If you ever spent time in the field of marketing analytics, chances are that you have analyzed the existence of a causal impact from a new local TV campaign, a major PR event, or the emergence of a new local competitor. From an analytical standpoint these type of events all have one thing in common: the impact cannot be tracked at the individual customer level and hence we have to analyze the impact from a bird’s eye view using time series analysis at the market level (e.g., DMA, state, etc.). Data science may be changing at a fast pace but this is an old school use-case that is still very relevant no matter what industry you’re in.
Intervention analyses require more judgment than evaluation of randomized test/control studies. When analyzing interventions through time series analysis we typically go through two steps, each of which can involve multiple analytical decisions: 0. Identify the test market(s) where the intervention will happen. This can be based on data (optimal splitting) as well as business reasons and limitations. 1. Find matching control markets for the test market(s) where the event took place using time series matching based on historical data prior to the event (the “pre period”). If the intervention has not happened, check the accuracy of the test/control design via a fake intervention analysis.. 2. Analyze the causal impact of the event by comparing the observed data for the test and control markets following the event (the “post period”), while factoring in differences between the markets prior to the event.
The purpose of this document is to describe a robust approach to
intervention analysis based on two key R
packages: the
CausalImpact
package written by Kay Brodersen at Google and
the dtw
package available in CRAN. In addition, we will
introduce an R
package called MarketMatching
which implements a simple intervention analysis workflow based on these
two packages.
For the time series matching step the most straightforward approach is to use the Euclidian distance. However, this approach implicitly over-penalizes instances where relationships between markets are temporarily shifted. Although it is preferable for test and control markets to be aligned consistently, occasional historical shifts should not eliminate viable control market candidates. Or another option is to match based on correlation, but this does not factor in size.
For the inference step, the traditional approach is a “diff in diff” analysis. This is typically a static regression model that evaluates the post-event change in the difference between the test and control markets. However, this assumes that observations are i.i.d. and that the differences between the test and control markets are constant. Both assumptions rarely hold true for time series data.
A better approach is to use dynamic time warping to do the time series matching (see [2]) . This technique finds the distance along the warping curve – instead of the raw data – where the warping curve represents the best alignment between two time series within some user-defined constraints. Note that the Euclidian distance is a special case of the warped distance.

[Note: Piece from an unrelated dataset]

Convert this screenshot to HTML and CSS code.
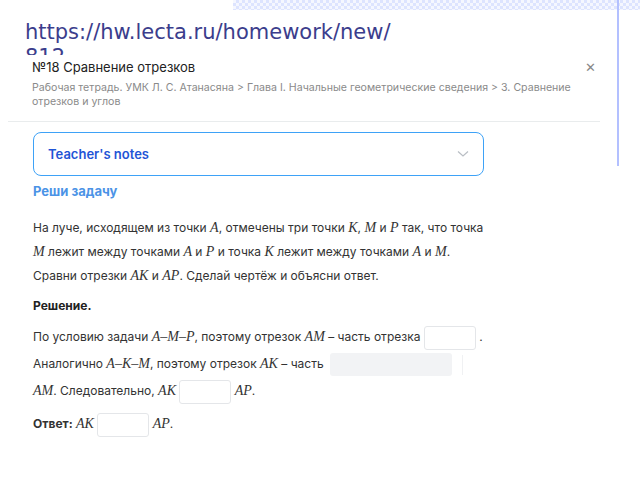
FILE: index.html
```html
<!DOCTYPE html>
<html lang="ru">

<head>
    <meta charset="UTF-8">
    <meta name="viewport" content="width=device-width, initial-scale=1.0">
    <title>Сравнение отрезков</title>
    <link rel="stylesheet" href="styles.css">
</head>

<body>
    <div class="pattern"></div>
    <div class="scrollline"></div>

    <div class="url">https://hw.lecta.ru/homework/new/<br>812</div>

    <div class="modal">
        <div class="header">
            <div class="title">№18 Сравнение отрезков</div>
            <div class="close">&#x2715;</div>
        </div>
        <div class="crumbs">Рабочая тетрадь. УМК Л. С. Атанасяна &gt; Глава I. Начальные геометрические сведения &gt; 3. Сравнение отрезков и углов</div>
        <div class="separator"></div>

        <div class="content">
            <div class="notes">
                <span>Teacher's notes</span>
                <svg class="chevron" width="12" height="8" viewBox="0 0 12 8">
                    <path d="M1 1.5 L6 6 L11 1.5" fill="none" stroke="#b9bec4" stroke-width="1.2" />
                </svg>
            </div>

            <div class="task-title">Реши задачу</div>

            <div class="task">
                <p class="line">На луче, исходящем из точки <i>A</i>, отмечены три точки <i>K</i>, <i>M</i> и <i>P</i> так, что точка</p>
                <p class="line"><i>M</i> лежит между точками <i>A</i> и <i>P</i> и точка <i>K</i> лежит между точками <i>A</i> и <i>M</i>.</p>
                <p class="line">Сравни отрезки <i>AK</i> и <i>AP</i>. Сделай чертёж и объясни ответ.</p>
            </div>

            <div class="solution">Решение.</div>

            <div class="steps">
                <p class="line">По условию задачи <i>A–M–P</i>, поэтому отрезок <i>AM</i> – часть отрезка <span class="box"></span> .</p>
                <p class="line">Аналогично <i>A–K–M</i>, поэтому отрезок <i>AK</i> – часть <span class="box wide"></span><span class="faint"></span></p>
                <p class="line"><i>AM</i>. Следовательно, <i>AK</i> <span class="box"></span> <i>AP</i>.</p>
            </div>

            <p class="line answer"><b>Ответ:</b> <i>AK</i> <span class="box"></span> <i>AP</i>.</p>
        </div>
    </div>
</body>

</html>
```

FILE: styles.css
```css
* {
    margin: 0;
    padding: 0;
    box-sizing: border-box;
}

body {
    width: 640px;
    height: 480px;
    overflow: hidden;
    position: relative;
    background: white;
    font-family: 'Inter', 'Roboto', sans-serif;
    color: #2b2b2b;
}

.pattern {
    margin-left: 233px;
    height: 10px;
    background: repeating-conic-gradient(#dde4ff 0 25%, #f5f7ff 0 50%) 0 0 / 6px 6px;
}

.scrollline {
    position: absolute;
    left: 617px;
    top: 0;
    width: 2px;
    height: 166px;
    background: #b3c0ff;
}

.url {
    height: 45px;
    overflow: hidden;
    padding-left: 25px;
    padding-top: 10px;
    font-family: 'DejaVu Sans', sans-serif;
    font-size: 21px;
    line-height: 25px;
    color: #3b3d8c;
}

.modal {
    margin-left: 8px;
    width: 592px;
    background: white;
}

.header {
    display: flex;
    justify-content: space-between;
    align-items: center;
    padding: 1px 4px 0 24px;
    height: 22px;
    line-height: 16px;
}

.title {
    font-size: 13px;
    color: #222;
}

.close {
    font-size: 13px;
    color: #888;
}

.crumbs {
    padding: 4px 0 0 24px;
    font-size: 10.6px;
    line-height: 14px;
    color: #8a8a8a;
    width: 570px;
}

.separator {
    margin-top: 12px;
    height: 1px;
    background: #e9eced;
}

.content {
    padding: 10px 0 0 25px;
}

.notes {
    width: 451px;
    height: 44px;
    border: 1.5px solid #3ea2f7;
    border-radius: 8px;
    display: flex;
    justify-content: space-between;
    align-items: center;
    padding: 0 14px 0 14px;
    font-size: 13px;
    font-weight: 600;
    color: #1f55d6;
}

.task-title {
    margin-top: 7px;
    font-size: 13px;
    font-weight: 700;
    line-height: 16px;
    color: #4b93e6;
}

.task {
    margin-top: 17px;
}

.line {
    font-size: 12px;
    height: 24px;
    line-height: 24px;
    color: #333;
}

.line i {
    font-family: 'Liberation Serif', serif;
    font-size: 14px;
}

.solution {
    margin-top: 10px;
    font-size: 12px;
    font-weight: 700;
    line-height: 16px;
    color: #222;
}

.steps {
    margin-top: 9px;
}

.steps .line {
    height: 27px;
    line-height: 27px;
}

.box {
    display: inline-block;
    width: 52px;
    height: 24px;
    vertical-align: middle;
    border: 1px solid #e4e6e9;
    border-radius: 3px;
}

.box.wide {
    width: 122px;
    height: 23px;
    border: none;
    background: #f2f3f5;
    margin-left: 3px;
}

.faint {
    display: inline-block;
    width: 1px;
    height: 20px;
    margin-left: 10px;
    vertical-align: middle;
    background: #f0f1f3;
}

.answer {
    margin-top: 8px;
}

.answer b {
    font-weight: 700;
}
```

For the intervention analysis the CausalImpact
package
provides an approach that is more flexible and robust than the “diff in
diff” model (see [1]). The CausalImpact
package constructs
a synthetic baseline for the post-intervention period based on a
Bayesian structural time series model that incorporates
multiple matching control markets as predictors, as well as
other features of the time series.
We can summarize this workflow as follows:
Note: If you don’t have a set of test markets to match, the
MarketMatching
can provide suggested test/control market
pairs using the suggest_market_splits
option in the
best_matches()
function. Also, the
test_fake_lift()
function provides pseudo prospective power
analysis if you’re using the MarketMatching
package to
create your test design (i.e., not just doing the post inference).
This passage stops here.